Copy out the data below as written; omit any images.

[start]

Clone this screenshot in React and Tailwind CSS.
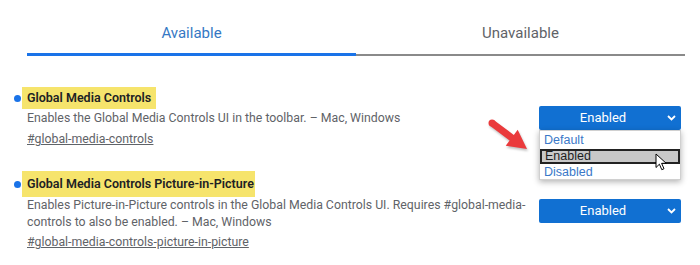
import { useState } from 'react'

const FLAGS = [
  {
    id: 'global-media-controls',
    title: 'Global Media Controls',
    desc: 'Enables the Global Media Controls UI in the toolbar. – Mac, Windows',
    hl: 'w-[134px] h-[22px] leading-[22px]',
    gap: 'mt-[31px]',
    descLead: 'leading-[18px]',
    linkGap: 'mt-[3px]',
    open: true,
  },
  {
    id: 'global-media-controls-picture-in-picture',
    title: 'Global Media Controls Picture-in-Picture',
    desc: 'Enables Picture-in-Picture controls in the Global Media Controls UI. Requires #global-media-controls to also be enabled. – Mac, Windows',
    hl: 'w-[233px] h-[26px] leading-[26px]',
    gap: 'mt-[23px]',
    descLead: 'leading-[17px]',
    linkGap: 'mt-[2px]',
    open: false,
  },
]

const OPTIONS = ['Default', 'Enabled', 'Disabled']

function Chevron() {
  return (
    <svg width="9" height="6" viewBox="0 0 9 6" className="mr-[5px]">
      <path d="M1 1l3.5 3.5L8 1" fill="none" stroke="white" strokeWidth="1.8"/>
    </svg>
  )
}

function RedArrow() {
  return (
    <svg width="50" height="40" viewBox="0 0 50 40"
      className="absolute left-[-55px] top-[8px] drop-shadow-[1px_2px_1px_rgba(0,0,0,0.25)]">
      <polygon
        points="10.1,6.2 29.8,20.9 33.7,15.7 43,35 21.7,31.7 25.6,26.5 5.9,11.8"
        fill="#ea3a3c"/>
      <circle cx="8" cy="9" r="3.5" fill="#ea3a3c"/>
    </svg>
  )
}

function Cursor() {
  return (
    <svg width="12" height="18" viewBox="0 0 12 18"
      className="absolute left-[115px] top-[22px]">
      <path d="M1 1v13.5l3.4-3.3 2.4 5.5 2.2-1-2.4-5.4h4.6z"
        fill="white" stroke="black" strokeWidth="1" strokeLinejoin="round"/>
    </svg>
  )
}

function Select({ open }) {
  const [value] = useState('Enabled')
  return (
    <div className="relative w-[142px] shrink-0">
      <div className="h-[24px] bg-[#1170d2] rounded-[2px] flex items-center">
        <span className="flex-1 text-center text-white text-[13px] leading-[24px]">
          {value}
        </span>
        <Chevron/>
      </div>
      {open && (
        <>
          <RedArrow/>
          <div className="absolute left-0 top-full w-[142px] h-[50px] bg-white
            border border-[#d0d0d0] shadow-[0_2px_6px_rgba(0,0,0,0.3)] pt-[1px]
            font-['Liberation_Sans',Arial,sans-serif] text-[12.5px]">
            {OPTIONS.map(o => o === value ? (
              <div key={o} className="mt-[1px] h-[15px] border-2 border-[#222]
                bg-[#c8c8c8] text-[#1e1e1e] leading-[11px] pl-[3px]">
                {o}
              </div>
            ) : (
              <div key={o} className="h-[16px] leading-[16px] text-[#3a78c8] pl-[4px]">
                {o}
              </div>
            ))}
            <Cursor/>
          </div>
        </>
      )}
    </div>
  )
}

export default function App() {
  return (
    <div className="w-[700px] h-[265px] bg-white overflow-hidden font-['Roboto',sans-serif]">
      {/* Tabs */}
      <div className="ml-[27px] w-[658px] flex pt-[23px]">
        <div className="flex-1 h-[33px] border-b-[3px] border-[#1a73e8]
          text-center text-[15px] leading-[20px] text-[#3578c4]">
          Available
        </div>
        <div className="flex-1 h-[33px] border-b-2 border-[#8a8a8a]
          text-center text-[15px] leading-[20px] text-[#5f6368]">
          Unavailable
        </div>
      </div>

      {/* Experiments */}
      {FLAGS.map(f => (
        <div key={f.id} className={`${f.gap} flex items-center pl-[14px] pr-[19px]`}>
          <div className="flex-1">
            <div className="flex items-center">
              <span className="w-[7px] h-[7px] rounded-full bg-[#1a73e8] mr-[1px]"/>
              <span className={`${f.hl} bg-[#f6e46c] px-[5px] text-[12.5px]
                font-semibold text-[#202124] whitespace-nowrap`}>
                {f.title}
              </span>
            </div>
            <p className={`ml-[13px] w-[500px] text-[12.3px] ${f.descLead} text-[#5f6368]`}>
              {f.desc}
            </p>
            <p className={`${f.linkGap} ml-[13px] text-[12.3px] leading-[18px]
              text-[#5f6368] underline`}>
              #{f.id}
            </p>
          </div>
          <Select open={f.open}/>
        </div>
      ))}
    </div>
  )
}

[end]

=== Task solution ===
Clone this screenshot in React and Tailwind CSS.
import { useState } from 'react'

const FLAGS = [
  {
    id: 'global-media-controls',
    title: 'Global Media Controls',
    desc: 'Enables the Global Media Controls UI in the toolbar. – Mac, Windows',
    hl: 'w-[134px] h-[22px] leading-[22px]',
    gap: 'mt-[31px]',
    descLead: 'leading-[18px]',
    linkGap: 'mt-[3px]',
    open: true,
  },
  {
    id: 'global-media-controls-picture-in-picture',
    title: 'Global Media Controls Picture-in-Picture',
    desc: 'Enables Picture-in-Picture controls in the Global Media Controls UI. Requires #global-media-controls to also be enabled. – Mac, Windows',
    hl: 'w-[233px] h-[26px] leading-[26px]',
    gap: 'mt-[23px]',
    descLead: 'leading-[17px]',
    linkGap: 'mt-[2px]',
    open: false,
  },
]

const OPTIONS = ['Default', 'Enabled', 'Disabled']

function Chevron() {
  return (
    <svg width="9" height="6" viewBox="0 0 9 6" className="mr-[5px]">
      <path d="M1 1l3.5 3.5L8 1" fill="none" stroke="white" strokeWidth="1.8"/>
    </svg>
  )
}

function RedArrow() {
  return (
    <svg width="50" height="40" viewBox="0 0 50 40"
      className="absolute left-[-55px] top-[8px] drop-shadow-[1px_2px_1px_rgba(0,0,0,0.25)]">
      <polygon
        points="10.1,6.2 29.8,20.9 33.7,15.7 43,35 21.7,31.7 25.6,26.5 5.9,11.8"
        fill="#ea3a3c"/>
      <circle cx="8" cy="9" r="3.5" fill="#ea3a3c"/>
    </svg>
  )
}

function Cursor() {
  return (
    <svg width="12" height="18" viewBox="0 0 12 18"
      className="absolute left-[115px] top-[22px]">
      <path d="M1 1v13.5l3.4-3.3 2.4 5.5 2.2-1-2.4-5.4h4.6z"
        fill="white" stroke="black" strokeWidth="1" strokeLinejoin="round"/>
    </svg>
  )
}

function Select({ open }) {
  const [value] = useState('Enabled')
  return (
    <div className="relative w-[142px] shrink-0">
      <div className="h-[24px] bg-[#1170d2] rounded-[2px] flex items-center">
        <span className="flex-1 text-center text-white text-[13px] leading-[24px]">
          {value}
        </span>
        <Chevron/>
      </div>
      {open && (
        <>
          <RedArrow/>
          <div className="absolute left-0 top-full w-[142px] h-[50px] bg-white
            border border-[#d0d0d0] shadow-[0_2px_6px_rgba(0,0,0,0.3)] pt-[1px]
            font-['Liberation_Sans',Arial,sans-serif] text-[12.5px]">
            {OPTIONS.map(o => o === value ? (
              <div key={o} className="mt-[1px] h-[15px] border-2 border-[#222]
                bg-[#c8c8c8] text-[#1e1e1e] leading-[11px] pl-[3px]">
                {o}
              </div>
            ) : (
              <div key={o} className="h-[16px] leading-[16px] text-[#3a78c8] pl-[4px]">
                {o}
              </div>
            ))}
            <Cursor/>
          </div>
        </>
      )}
    </div>
  )
}

export default function App() {
  return (
    <div className="w-[700px] h-[265px] bg-white overflow-hidden font-['Roboto',sans-serif]">
      {/* Tabs */}
      <div className="ml-[27px] w-[658px] flex pt-[23px]">
        <div className="flex-1 h-[33px] border-b-[3px] border-[#1a73e8]
          text-center text-[15px] leading-[20px] text-[#3578c4]">
          Available
        </div>
        <div className="flex-1 h-[33px] border-b-2 border-[#8a8a8a]
          text-center text-[15px] leading-[20px] text-[#5f6368]">
          Unavailable
        </div>
      </div>

      {/* Experiments */}
      {FLAGS.map(f => (
        <div key={f.id} className={`${f.gap} flex items-center pl-[14px] pr-[19px]`}>
          <div className="flex-1">
            <div className="flex items-center">
              <span className="w-[7px] h-[7px] rounded-full bg-[#1a73e8] mr-[1px]"/>
              <span className={`${f.hl} bg-[#f6e46c] px-[5px] text-[12.5px]
                font-semibold text-[#202124] whitespace-nowrap`}>
                {f.title}
              </span>
            </div>
            <p className={`ml-[13px] w-[500px] text-[12.3px] ${f.descLead} text-[#5f6368]`}>
              {f.desc}
            </p>
            <p className={`${f.linkGap} ml-[13px] text-[12.3px] leading-[18px]
              text-[#5f6368] underline`}>
              #{f.id}
            </p>
          </div>
          <Select open={f.open}/>
        </div>
      ))}
    </div>
  )
}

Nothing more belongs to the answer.